“We are asking too much of our planet to maintain ways of life that are unsustainable,” he cautioned, noting that this not only hurts the Earth, but also its inhabitants.
Manage nature wisely
Since 1973, the day has been used to raise awareness and generate political momentum around growing environmental concerns, such as toxic chemical pollution, desertification and global warming.
It has since grown into a global action platform, helping to drive change in consumption habits, as well as in national and international environmental policy.
By providing food, clean water, medicines, climate regulation and protection from extreme weather events, Mr. Guterres reminded that a healthy environment is essential for people and the Sustainable Development Goals (SDGs).
“It is essential that we wisely manage nature and ensure equitable access to its services, especially for the most vulnerable people and communities,” Mr. Guterres underscored.
Ecosystems under fire
More than three billion people are affected by degraded ecosystems. Pollution causes some nine million premature deaths each year, and more than one million plant and animal species risk extinction – many within decades, according to the UN chief.
“Close to half of humanity is already in the climate danger zone – 15 times more likely to die from climate impacts such as extreme heat, floods and drought,” he said, adding that there is a 50:50 chance that global temperatures will breach the Paris Agreement limit of 1.5℃ in the next five years.
And by 2050, more than 200 million people each year risk displacement through climate disruption.
When world leaders came together 50 years ago at the UN Conference on the Human Environment, they committed to protecting the planet.
“But we are far from succeeding. We can no longer ignore the alarm bells that ring louder every day,” warned the top UN official.
The recent Stockholm+50 environment meeting reiterated that all 17 SDGs rely on a healthy planet to avert the triple crises of climate change, pollution and biodiversity loss.
He urged Governments to prioritize climate action and environmental protection through policy decisions that promote sustainable progress.
Speed up renewable energy
The Secretary-General outlined recommendations to activate renewable energy everywhere by making renewable techologies and raw materials available to all, cutting red tape, shifting subsidies and tripling investment.
“Businesses need to put sustainability at the heart of their decision-making for the sake of humanity and their own bottom line. A healthy planet is the backbone of nearly every industry on Earth,” he said.
He advocated for the empowerment of women and girls as “forceful agents of change,” including in decision-making at all levels. And upheld the usage of indigenous and traditional knowledge to help protect fragile ecosystems.

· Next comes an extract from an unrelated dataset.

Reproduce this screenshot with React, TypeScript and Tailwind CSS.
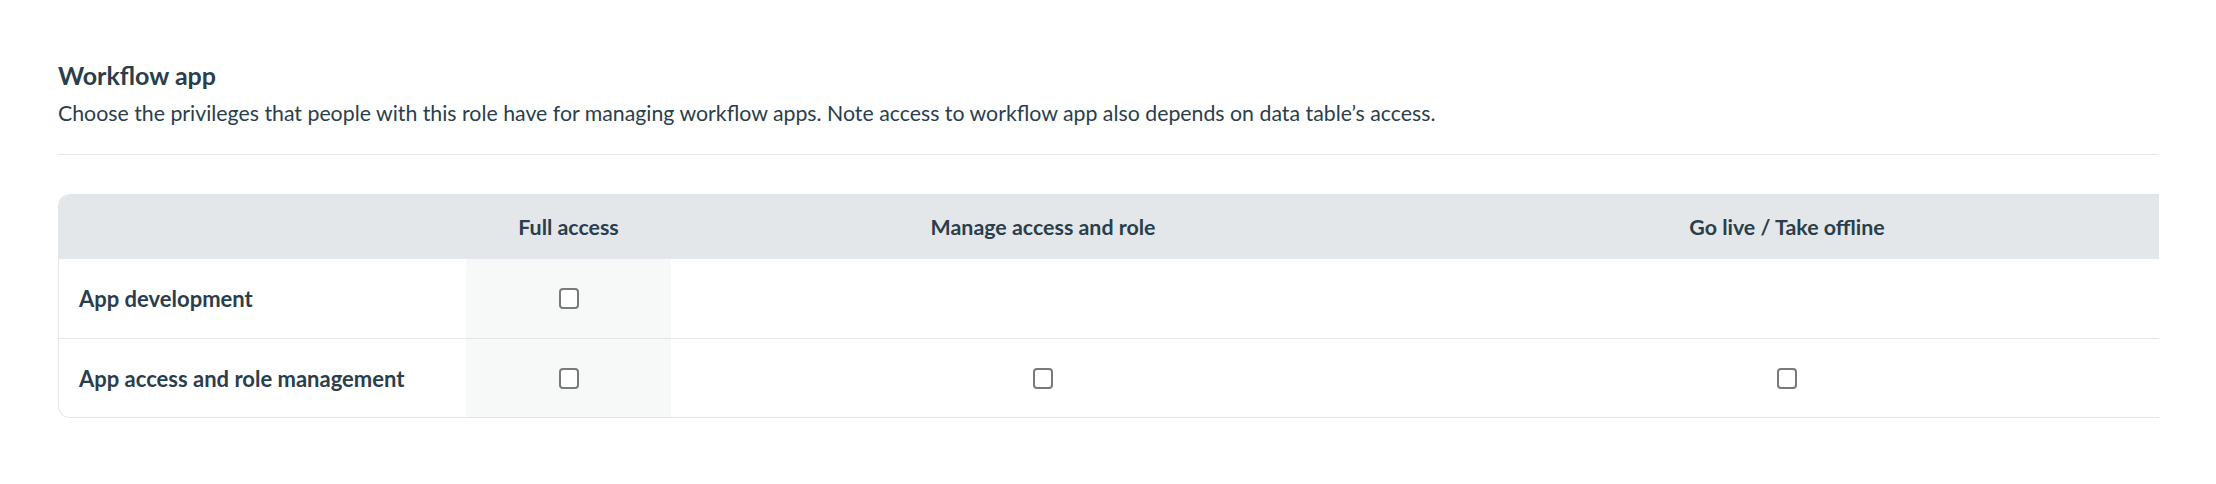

The UN chief flagged that history has shown what can be achieved when we put the planet first, pointing to a continent-sized hole in the ozone layer that triggered every country to commit to the Montreal Protocol, which phased out ozone-depleting chemicals.
“This year and the next will present more opportunities for the global community to demonstrate the power of multilateralism to tackle our intertwined environmental crises, from negotiations on a new global biodiversity framework to reverse nature loss by 2030 to the establishment of a treaty to tackle plastics pollution,” he stated.
Mr. Guterres reiterated the UN commitment to lead cooperative global efforts, “because the only way forward is to work with nature, not against it”.
‘Running against the clock’
The Executive Director of the UN Environment Programme (UNEP), Inger Andersen, reminded that the international day was born at the 1972 UN Conference in the Swedish capital, out of the understanding that “we need to stand up to protect the air, land and water on which we all depend…[and] that the power of people matters, and matters greatly”.
“Today, as we look to a present and a future of heatwaves, droughts, floods, wildfires, pandemics, dirty air and plastic ridden oceans and yes, wars action is more important than ever, and we are running against the clock.”
Ms. Andersen put the responsibility squarely “on all of us”.
She highlighted that politicians must see beyond elections to “intergenerational wins”; financial institutions must finance the planet, and businesses should account for nature.
Consequences of war
Meanwhile, David Boyd, UN Special Rapporteur on human rights and the environment, warned that conflicts are intensifying environmental devastation, and rights violations.
“Peace is a fundamental prerequisite to sustainable development and the full enjoyment of human rights, including the right to a clean, healthy and sustainable environment,” he said.
Conflicts consume “vast quantities” of energy; produce “huge emissions of climate-disrupting greenhouse gases”, increase toxic air, water and soil pollution, and destroy nature, he argued.
The UN-appointed independent expert highlighted the environmental fallout of Russia’s invasion of Ukraine, and its rights implications, including the right to live in a clean, healthy and sustainable environment, saying it would take years to repair the damage.
“Many countries have announced plans to expand oil, gas and coal extraction in response to the war” in Ukraine, Mr. Boyd said, while noting that multi-billion-dollar rebuilding and restoration proposals post-conflict, would also add to environmental pressures facing the world.
The destruction of thousands of buildings and essential infrastructure will leave millions without safe drinking water – another essential right.
As the world grapples with climate disruption, collapsing biodiversity and pervasive pollution, the UN expert stressed: “It is imperative to end wars, ensure peace and begin the healing and restoration processes as soon as humanly possible.”